SAVANNAH, Ga. (WSAV) – The 75th anniversary of the liberation of Auschwitz was marked in a solemn ceremony in Poland as Jamie Richman of Savannah remembered her visit to the concentration camp last spring.
“That’s the day that we were in Auschwitz,” she tells me as we view pictures on her phone. “That’s the train station.”
Richman works for the Savannah Jewish Federation and she and 13 others from Savannah went to Poland last year to be part of a large remembrance ceremony.
“It was called ‘March of the Living’ and it’s an international trip,” she said. “The idea is that you march from Auschwitz to Birkenau on Holocaust Remembrance Day.”
“We were walking in their footsteps and choosing to remember and honor them, the thousands, the millions who walked in but didn’t come out,” said Richman.
She sent us pictures of the famous signs outside, that many may have seen in films, along with a picture inside one of the gas chambers.
“At first I thought it was a little unbelievable that I was choosing to walk into the camps, to walk into Auschwitz, that it was my choice to walk into the gas chambers but then I was able to walk out,” said Richman.
“That was a powerful moment for me as I was standing in the gas chambers where you can see finger scratch marks on the walls but my group friends were able to walk out and tell those stories,” she added.
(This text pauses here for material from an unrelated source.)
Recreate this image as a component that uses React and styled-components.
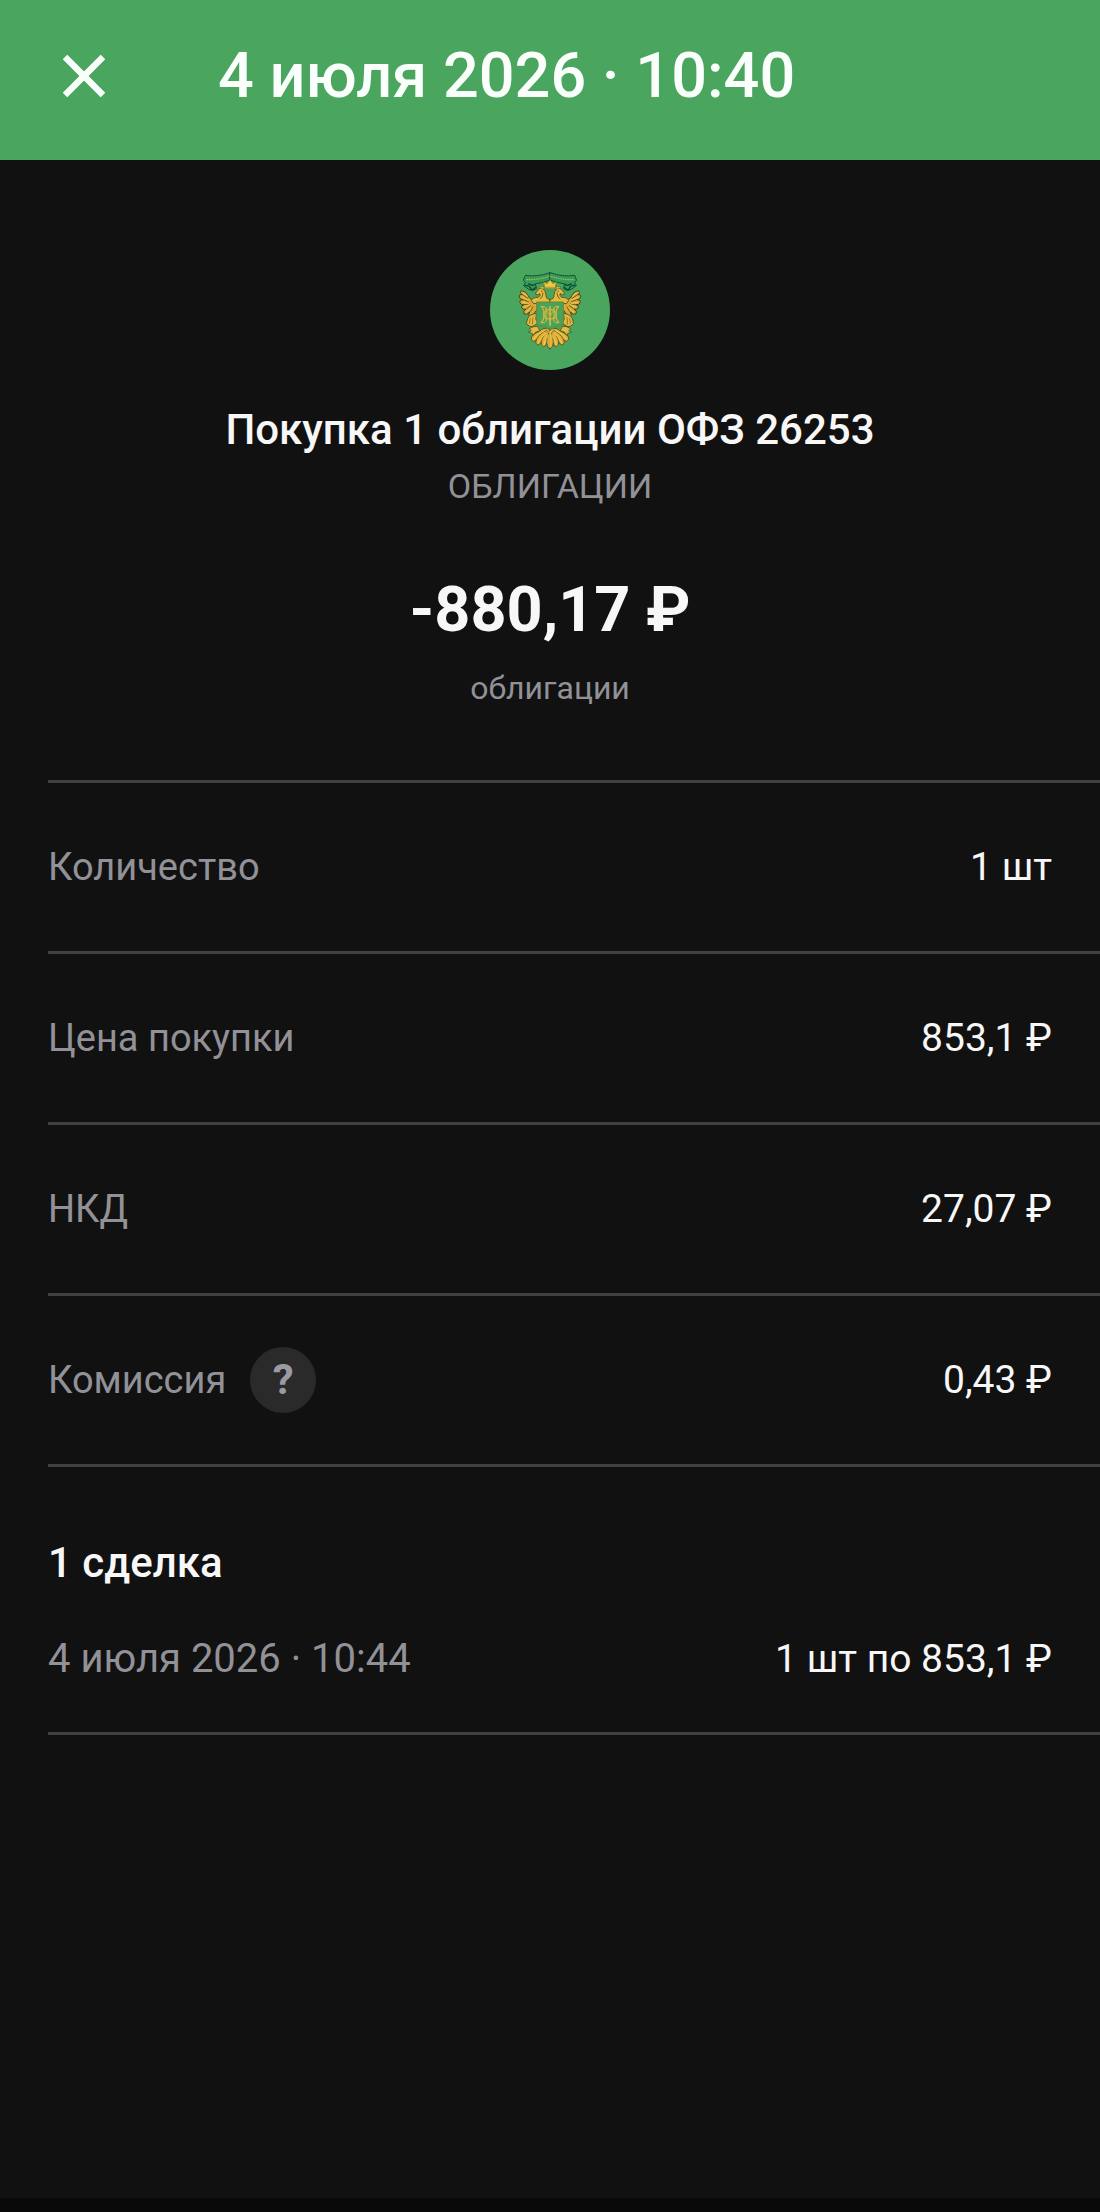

Richman has a young son and took a photo of a pair of child’s shoes. Nazis collected shoes from dead prisoners and it’s now part of the museum at Auschwitz.
“We saw suitcases because every person was told they could have one suitcase and each of those suitcases represents one person’s most valuable items that they wanted to bring,” she told News 3.
“We were told to look at the giant display of suitcases and shoes and pick out one of them, pick out one and think of that individual’s story.
“And so when we were in the shoe area there was one little pair of white shoes that were there and I have a two-year-old and that reminded me of his first shoes. So you think about those families and these children and that made it personal.”
There were also large books of names of those who died at Auschwitz.
Surprisingly she found her last name there.
Richman said it was apparently cousins of her grandfathers: “Those are people that have been lost to my family forever.”
She says the discovery made the trip more painful and her need to tell others about the Holocaust more urgent.
“We see what’s going on in the world now. There’s been a 150 percent rise in anti-Semitism over the last few years and it’s important to keep the education going,” said Richman.
“Auschwitz is real. The Holocaust is real, it happened and It’s important to continue telling their stories,” she said.
Richman says with fewer survivors of the Holocaust still alive, it is the duty of people such as herself (especially those who have seen the camps) to work to advance more educational efforts.